Sunday, 6 November 2016
The Friend of the Bridegroom, by Sergius Bulgakov
There are not many books on Saint John the Baptist, so I was very pleased to read this one as part of my current 'Bulgakov binge.' This theological study in the life of Saint John the Forerunner is part of Bulgakov's 'lesser triology,' which also included The Burning Bush (on Mary) and Jacob's Ladder (on angels).
This is a comprehensive study of the life of Saint John the Baptist. Bulgakov looks at the Forerunner's birth, ministry, the baptism of Jesus, his martyrdom and his glorification. Bulgakov shows that St. John was utterly Christ-like in his life of self-denial. On the subject of St. John's question from prison as to whether Jesus was the Christ, he points out the view of the Church Fathers that this was for the benefit of his disciples, a view shared by many Catholic and Protestant expositors. However, our author dissents from this view, arguing that Saint John had a genuine moment of spiritual agony foreshadowing Christ's agony on the cross. I am not completely convinced by his handling of the issue, but he stays close to the Biblical texts in his arguments.

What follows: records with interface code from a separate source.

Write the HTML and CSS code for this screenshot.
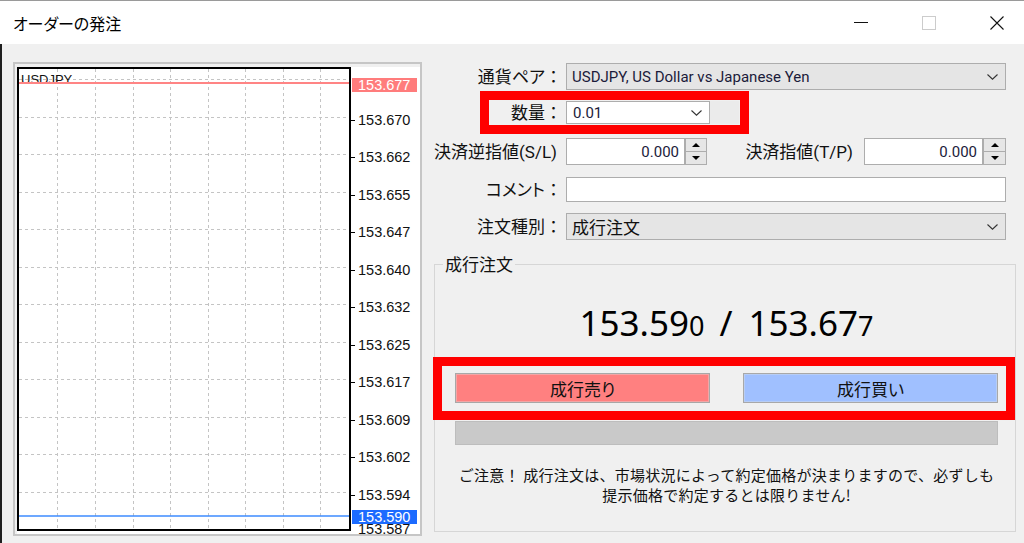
FILE: index.html
```html
<!DOCTYPE html>
<html lang="ja">
<head>
<meta charset="utf-8">
<title>オーダーの発注</title>
<link rel="stylesheet" href="styles.css">
</head>
<body>
<div class="window">
  <header class="titlebar">
    <span class="title">オーダーの発注</span>
    <div class="winctrls">
      <svg class="ctl" width="14" height="14" viewBox="0 0 14 14"><path d="M0 6.5H14" stroke="#111" stroke-width="1"/></svg>
      <svg class="ctl" width="14" height="14" viewBox="0 0 14 14"><rect x="0.5" y="0.5" width="13" height="13" fill="none" stroke="#cccccc"/></svg>
      <svg class="ctl" width="14" height="14" viewBox="0 0 14 14"><path d="M0.5 0.5L13.5 13.5M13.5 0.5L0.5 13.5" stroke="#111" stroke-width="1.1"/></svg>
    </div>
  </header>
  <main class="content">
    <div class="chart">
      <svg width="403" height="467" viewBox="0 0 403 467">
        <rect width="403" height="467" fill="#ffffff"/>
        <g stroke="#c4c4c4" stroke-width="1" stroke-dasharray="3 3" fill="none">
          <path d="M40.5 2V462M78.5 2V462M116.5 2V462M153.5 2V462M191.5 2V462M228.5 2V462M266.5 2V462M303.5 2V462"/>
          <path d="M2 12.5H333M2 50.5H333M2 87.5H333M2 125.5H333M2 162.5H333M2 200.5H333M2 237.5H333M2 275.5H333M2 312.5H333M2 350.5H333M2 387.5H333M2 425.5H333"/>
        </g>
        <text class="sym" x="4" y="17">USDJPY</text>
        <path d="M2 16H334" stroke="#ff8484" stroke-width="2"/>
        <path d="M2 449H334" stroke="#3d8bff" stroke-width="1.5"/>
        <rect x="1" y="1" width="332" height="462" fill="none" stroke="#000" stroke-width="2"/>
        <g stroke="#000" stroke-width="1">
          <path d="M334 53.5H338M334 90.5H338M334 128.5H338M334 165.5H338M334 203.5H338M334 240.5H338M334 278.5H338M334 315.5H338M334 353.5H338M334 390.5H338M334 428.5H338"/>
        </g>
        <g class="axis">
          <text x="341" y="58">153.670</text>
          <text x="341" y="95">153.662</text>
          <text x="341" y="133">153.655</text>
          <text x="341" y="170">153.647</text>
          <text x="341" y="208">153.640</text>
          <text x="341" y="245">153.632</text>
          <text x="341" y="283">153.625</text>
          <text x="341" y="320">153.617</text>
          <text x="341" y="358">153.609</text>
          <text x="341" y="395">153.602</text>
          <text x="341" y="433">153.594</text>
          <text x="341" y="467">153.587</text>
        </g>
        <rect x="335" y="11" width="65" height="14" fill="#ff7c7c"/>
        <text class="axis tagtext" x="341" y="23">153.677</text>
        <rect x="335" y="443" width="65" height="14" fill="#1c6bff"/>
        <text class="axis tagtext" x="341" y="455">153.590</text>
      </svg>
    </div>

    <section class="panel">
      <div class="row r1">
        <label class="lbl"><span class="t">通貨ペア</span>：</label>
        <div class="select wide">
          <span class="val">USDJPY, US Dollar vs Japanese Yen</span>
          <svg class="chev" width="11" height="6" viewBox="0 0 11 6"><path d="M0.5 0.5L5.5 5.2L10.5 0.5" fill="none" stroke="#333" stroke-width="1.1"/></svg>
        </div>
      </div>

      <div class="row r2">
        <label class="lbl"><span class="t">数量</span>：</label>
        <div class="select qty">
          <span class="val">0.01</span>
          <svg class="chev" width="11" height="6" viewBox="0 0 11 6"><path d="M0.5 0.5L5.5 5.2L10.5 0.5" fill="none" stroke="#333" stroke-width="1.1"/></svg>
        </div>
        <div class="qty-side"></div>
      </div>

      <div class="row r3">
        <label class="lbl sl"><span class="t">決済逆指値(S/L)</span></label>
        <div class="num">0.000</div>
        <div class="spin"><span><i class="tri-up"></i></span><span><i class="tri-down"></i></span></div>
        <div class="tp">
          <label class="lbl-tp"><span class="t">決済指値(T/P)</span></label>
          <div class="num">0.000</div>
          <div class="spin"><span><i class="tri-up"></i></span><span><i class="tri-down"></i></span></div>
        </div>
      </div>

      <div class="row r4">
        <label class="lbl"><span class="t">コメント</span>：</label>
        <div class="text-input"></div>
      </div>

      <div class="row r5">
        <label class="lbl"><span class="t">注文種別</span>：</label>
        <div class="select wide">
          <span class="val jp">成行注文</span>
          <svg class="chev" width="11" height="6" viewBox="0 0 11 6"><path d="M0.5 0.5L5.5 5.2L10.5 0.5" fill="none" stroke="#333" stroke-width="1.1"/></svg>
        </div>
      </div>

      <fieldset class="group">
        <legend>成行注文</legend>
        <div class="gbody">
          <div class="price">153.59<span class="small">0</span><span class="sep">/</span>153.67<span class="small">7</span></div>
          <div class="btns">
            <div class="btn sell">成行売り</div>
            <div class="btn buy">成行買い</div>
          </div>
          <div class="bar"></div>
          <p class="notice">ご注意！ 成行注文は、市場状況によって約定価格が決まりますので、必ずしも<br>提示価格で約定するとは限りません!</p>
        </div>
      </fieldset>

      <div class="mark mark-qty"></div>
      <div class="mark mark-btns"></div>
    </section>
  </main>
</div>
</body>
</html>
```

FILE: styles.css
```css
* { box-sizing: border-box; }
html, body { margin: 0; padding: 0; }
body {
  background: #f0f0f0;
  font-family: "Roboto", "Noto Sans CJK JP", sans-serif;
  color: #111;
}
.window {
  width: 1024px;
  height: 543px;
  overflow: hidden;
  display: flex;
  flex-direction: column;
  background: #f0f0f0;
}
.titlebar {
  height: 44px;
  flex: none;
  background: #ffffff;
  border-top: 1px solid #9a9a9a;
  display: flex;
  align-items: center;
  padding-left: 13px;
}
.title {
  font-family: "Noto Sans CJK JP", sans-serif;
  font-size: 16px;
  line-height: 20px;
  font-feature-settings: "palt";
  color: #000;
}
.winctrls {
  margin-left: auto;
  display: flex;
  align-items: center;
  gap: 54px;
  padding-right: 20px;
}
.ctl { display: block; }

.content {
  flex: 1;
  display: flex;
  align-items: flex-start;
  border-left: 2px solid #1f1f1f;
}
.chart {
  margin: 18px 0 0 11px;
  border: 2px solid #c6c6c6;
  padding: 3px 0 0 2px;
  line-height: 0;
  flex: none;
}
.chart svg { display: block; }
.chart .sym { font-family: "Liberation Sans", sans-serif; font-size: 13px; fill: #111; }
.chart .axis { font-family: "Liberation Sans", sans-serif; font-size: 14.5px; fill: #111; }
.chart .tagtext { fill: #ffffff; }

.panel {
  position: relative;
  width: 582px;
  margin-left: 12px;
  padding-top: 19px;
  flex: none;
}
.row {
  display: flex;
  align-items: center;
  padding-right: 10px;
}
.r1 { height: 27px; }
.r2 { height: 23px; margin-top: 11px; }
.r3 { height: 27px; margin-top: 14px; }
.r4 { height: 25px; margin-top: 12px; }
.r5 { height: 27px; margin-top: 11px; }

.lbl {
  width: 128px;
  flex: none;
  margin-right: 4px;
  text-align: right;
  font-size: 17px;
  line-height: 20px;
  white-space: nowrap;
  color: #111;
}
.lbl.sl { padding-right: 5px; }
.t { font-feature-settings: "palt"; }

.select {
  height: 100%;
  display: flex;
  align-items: center;
  background: #e5e5e5;
  border: 1px solid #adadad;
  padding: 0 7px 0 5px;
  font-size: 15px;
  color: #1b1b3a;
}
.select .val { flex: 1; white-space: nowrap; }
.select .val.jp { font-size: 17px; color: #111; }
.chev { display: block; flex: none; }
.wide { flex: 1; }
.qty {
  width: 144px;
  flex: none;
  background: #ffffff;
  padding-left: 6px;
}
.qty-side {
  width: 29px;
  height: 100%;
  background: #ebebeb;
}

.num {
  width: 119px;
  height: 100%;
  flex: none;
  background: #ffffff;
  border: 1px solid #adadad;
  display: flex;
  align-items: center;
  justify-content: flex-end;
  padding-right: 5px;
  font-size: 15px;
  color: #1b1b3a;
}
.spin {
  width: 22px;
  height: 100%;
  flex: none;
  border: 1px solid #adadad;
  background: #e6e6e6;
  display: flex;
  flex-direction: column;
}
.spin span {
  flex: 1;
  display: flex;
  align-items: center;
  justify-content: center;
}
.spin span + span { border-top: 1px solid #adadad; }
.tri-up, .tri-down {
  display: block;
  width: 0;
  height: 0;
  border-left: 4px solid transparent;
  border-right: 4px solid transparent;
}
.tri-up { border-bottom: 4px solid #000; }
.tri-down { border-top: 4px solid #000; }
.tp {
  margin-left: auto;
  height: 100%;
  display: flex;
  align-items: center;
}
.tp .spin { width: 23px; }
.lbl-tp {
  font-size: 17px;
  line-height: 20px;
  margin-right: 11px;
  white-space: nowrap;
}
.text-input {
  flex: 1;
  height: 100%;
  background: #ffffff;
  border: 1px solid #adadad;
}

.group {
  margin: 14px 0 0;
  padding: 0;
  border: 1px solid #d6d6d6;
  min-width: 0;
}
.group legend {
  margin-left: 8px;
  padding: 0 2px;
  font-family: "Noto Sans CJK JP", sans-serif;
  font-size: 17px;
  line-height: 20px;
  color: #111;
}
.gbody { padding: 0 17px 26px 20px; }
.price {
  margin-top: 32px;
  height: 34px;
  text-align: center;
  font-family: "Noto Sans", sans-serif;
  font-size: 35px;
  line-height: 34px;
  white-space: nowrap;
  color: #000;
}
.price .small { font-size: 27px; line-height: 27px; }
.price .sep { margin: 0 16px 0 15px; }
.btns {
  margin-top: 33px;
  display: flex;
  justify-content: space-between;
}
.btn {
  width: 255px;
  height: 30px;
  border: 1px solid #a8a8a8;
  display: flex;
  align-items: center;
  justify-content: center;
  font-family: "Noto Sans CJK JP", sans-serif;
  font-size: 17px;
  font-feature-settings: "palt";
  color: #111;
}
.sell { background: #ff8080; box-shadow: inset 0 0 0 1px #f3a6a6; }
.buy { background: #a0c0ff; box-shadow: inset 0 0 0 1px #b7cdf5; }
.bar {
  margin-top: 18px;
  height: 24px;
  background: #c9c9c9;
  border: 1px solid #bdbdbd;
}
.notice {
  margin: 20px 0 0;
  text-align: center;
  font-family: "Noto Sans CJK JP", sans-serif;
  font-size: 15px;
  line-height: 20px;
  letter-spacing: 0.25px;
  color: #111;
}

.mark {
  position: absolute;
  border: 9px solid #ff0000;
  pointer-events: none;
}
.mark-qty { left: 46px; top: 47px; width: 269px; height: 43px; }
.mark-btns { left: -1px; top: 313px; width: 582px; height: 63px; }
```
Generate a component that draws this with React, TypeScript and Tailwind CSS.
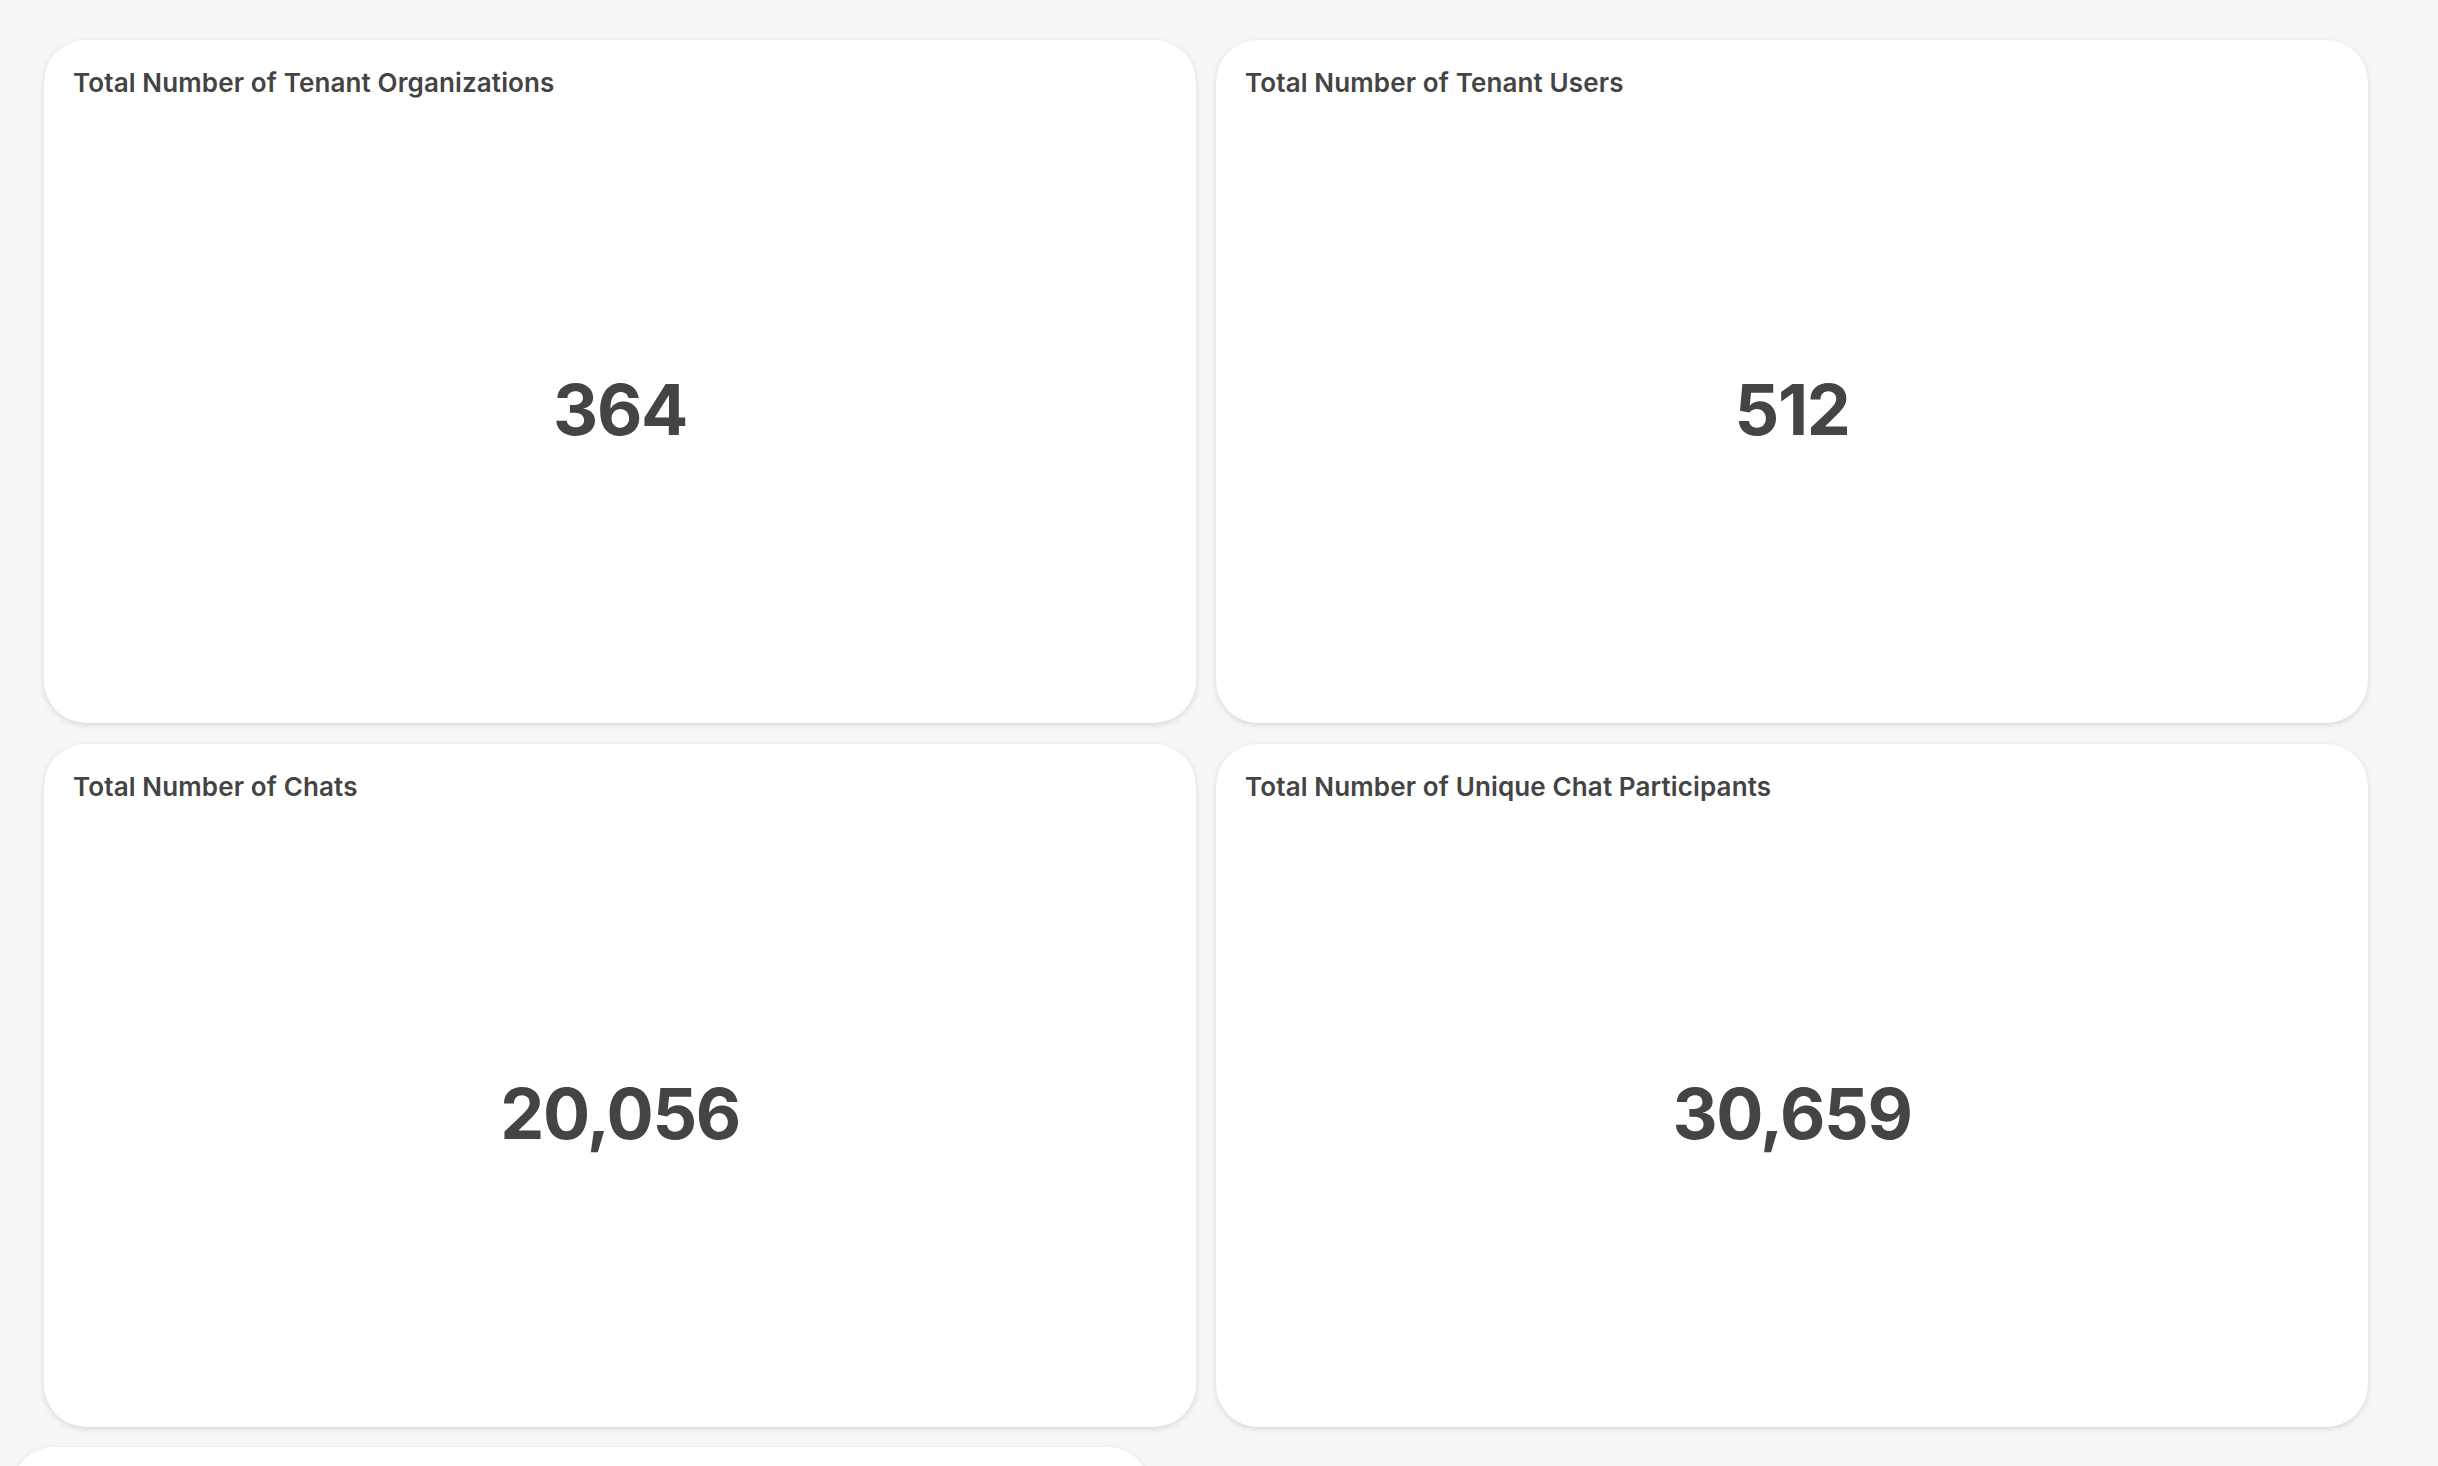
const stats = [
  { title: 'Total Number of Tenant Organizations', value: '364' },
  { title: 'Total Number of Tenant Users', value: '512' },
  { title: 'Total Number of Chats', value: '20,056' },
  { title: 'Total Number of Unique Chat Participants', value: '30,659' },
]

function StatCard({ title, value }: { title: string; value: string }) {
  return (
    <div className="flex flex-col h-[683px] bg-white rounded-[42px] shadow-[0_2px_6px_rgba(0,0,0,0.13)] px-[29px] pt-[25px] pb-[28px]">
      <h3 className="text-[26px] leading-[36px] font-semibold text-[#444444] tracking-[0.005em]">{title}</h3>
      <div className="flex-1 flex items-center justify-center pt-[22px]">
        <span className="text-[70px] font-bold text-[#444444] tracking-[-0.02em]">{value}</span>
      </div>
    </div>
  )
}

export default function App() {
  return (
    <div
      className="h-screen overflow-hidden bg-[#f7f7f7] pt-10"
      style={{ fontFamily: 'Inter, "Noto Sans", sans-serif' }}
    >
      <div className="grid grid-cols-2 gap-x-5 gap-y-[21px] pl-[44px] pr-[70px]">
        {stats.map((s) => (
          <StatCard key={s.title} title={s.title} value={s.value} />
        ))}
      </div>
      {/* next row, cut off by the viewport */}
      <div className="pl-3 pt-5">
        <div className="w-[1138px] h-[683px] bg-white rounded-[42px] shadow-[0_2px_6px_rgba(0,0,0,0.13)]" />
      </div>
    </div>
  )
}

One of the things I love about Bulgakov is his high view of the blessed Mother of God. He frequently exalts her, speaking often of her role as Queen of Heaven and queen of the universe. He points out that Mary and Saint John are often venerated together by Orthodox Christians, as they are the two greatest examples of human beings in their perfection and deification. He also connects the Forerunner to his ideas on Sophiology, showing how the divine Wisdom perfected in creation can be seen in St. John the Baptist.
In a final excursus, Bulgakov offers some criticism of Catholic devotion to Saint Joseph, who was entitled Patron of the Church by Pope Bl. Pius IX. He argues that Catholic devotion to St. Joseph is excessive and has come at the expense of devotion to Saint John the Baptist. I think this is a very fair charge; St. John the Baptist is almost forgotten in Catholic devotion compared to the blessed spouse of Mary. He also attacks the insistence of most Catholics that St. Joseph was a virgin, pointing out that apart from St. Jerome, there is a consensus that St. Joseph was a widower with his own children. Bugakov feels that the denial of St. Joseph being a father undermines the value and sanctity of marriage. I think this is also a fair criticism of the western tradition.
I used to be under the impression that Sergius Bulgakov was a radical figure, whose ideas were grounded in suspect philosophy, but this is a deeply conservative work, grounded in both Scripture and the Church Fathers. I found it very edifying.